HYDE PARK — For the second day in a row, South Siders crammed into overflowing rooms Wednesday in support of the Barack Obama Presidential Library coming to Chicago.

Close to 1,000 people crowded into the Washington Park field house, 5531 S. Martin Luther King Drive, with Chicago Park District staff opening multiple rooms to accommodate the crowds.

Again, there was overwhelming support for putting the library in Chicago, especially on the South Side.

“It would be a slap in the face if any city other than the city of Chicago gets this endorsement,” said Torrey Barrett, director of the KLEO Community Life Center in the Washington Park neighborhood.

Residents of Washington Park said they were willing to give up a portion of Jackson or Washington parks to accommodate the university's proposal for the library if it could bring jobs and educational opportunities for young people.

“I was concerned yesterday that more people were concerned about our parks than our children,” said Renee Stevas, a Washington Park resident.

Some speakers expressed worry Wednesday that development of the library could spark a real estate boom in the neighborhood so powerful that current residents would be priced out.

“Look around you, this area is being gentrified,” said Bobby Townsend, another Washington Park resident.

The Wednesday hearing was not as rowdy as a Tuesday meeting at Hyde Park Academy High School, 6220 S. Stony Island Ave.

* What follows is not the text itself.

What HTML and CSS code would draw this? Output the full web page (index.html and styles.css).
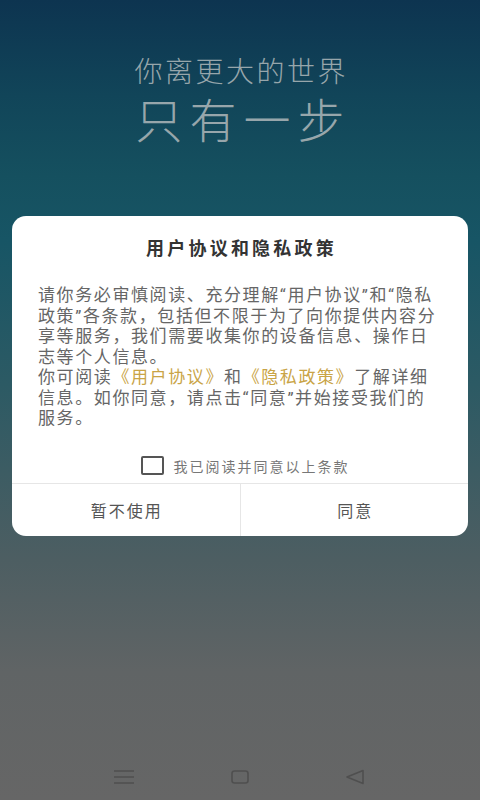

Speakers calling for the library to be built on vacant property in the neighborhood or expressing concern about the University of Chicago's secretive process for selecting sites got the biggest reaction from the crowd.

“The university and the city did not select these sites to be finalists, the Obama Foundation did,” said Derek Douglas, vice president of civic engagement at the university, referring to the nonprofit in charge of recommending a site to the president.

Discussion has largely centered on the university’s proposal to use 22 acres of Washington Park and 10 acres of property that the U. of C., city and CTA own next to the park.

Parks advocates continued to ask the university to back off on using parkland and to encourage the Obama Foundation to build on 10 acres of private property offered up by the university  — land the size that Friends of the Parks and other groups said is equivalent to the John F. Kennedy library in Boston.

The university also has offered 21 acres of Jackson Park from 60th to 63rd streets on Stony Island Avenue. The site includes no private property, and the library would almost certainly be built in the park. But many parks advocates have lined up behind Vicky Ranney, an editor of Frederick Law Olmsted’s papers, who has suggested the library be built where Olmsted proposed an administrative building when designing the park in 1871. Ranney's husband, George, is a former trustee of the university,

At this point, the Park District Board does not have an official proposal for either giving up or swapping park space.